Irlandzka Myszka pisze:A co u Was tak cichutko?
Mam nadzieję, że Cię Haaszku nie uraziłam. To była pochwała. Ja wciąż odnoszę wrażenie, że moje koty uważają mnie za strasznie niekumatą służbę - czasami to się boję, czy mnie nie zwolnią

Ależ co Ty, do obrażania to ja ostatnia
I masz 100% racji - Gruby mlaśnie, a ja już po miskę z wodą gonię, zamruga - podsuwam fotel. Normalna to ja nie jestem...
Zakręcona jak słoik jestem - ktoś coś przy czasie chyba majstruje, bo gdzieś wycieka niezauwazony. Kotek w zmiennym nastroju, zimę przeżył bez fioletowej obróżki, ale po pierwszych radosnych dniach wiosennych znów jest jakiś bez humoru. No ale co to za wiosna, jak drzwi pozamykane?

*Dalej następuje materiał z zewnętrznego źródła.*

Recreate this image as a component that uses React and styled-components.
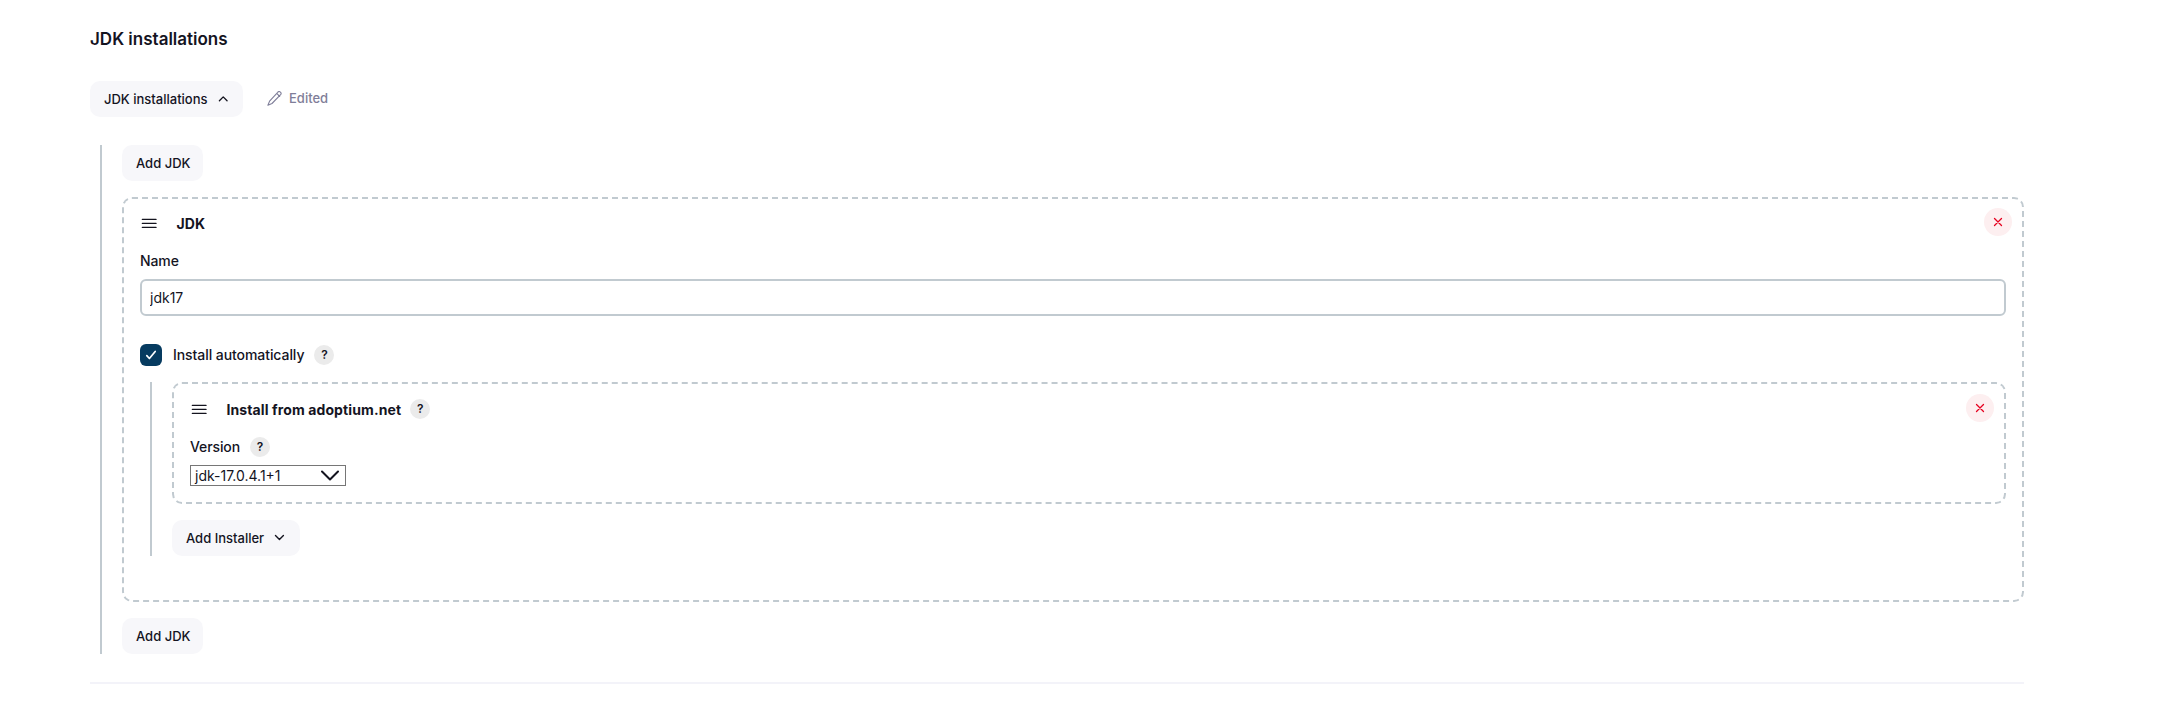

Takie coś nam do stada Zaokiennych przybyło. Dwa tygodnie temu przysiadał na parapecie i trząsł się. Jadł kiedy nikt nie widział, uciekał na każdy ruch.Ewidentnie komuś zwiał i nie dawał sobie rady. Teraz biegnie jako jeden z pierwszych, dał się nawet kilka razy pogłaskać, choć pofukiwał. Będą z niego ludzie. Mieszka w jednej z budek, je chyba na zapas - zużywam karmy dwa razy tyle, co przy pozostałej trójce. na razie nikt się zgłosił. Oswajam, będziemy łąpać i ciąć, bo pompony ma hohoho!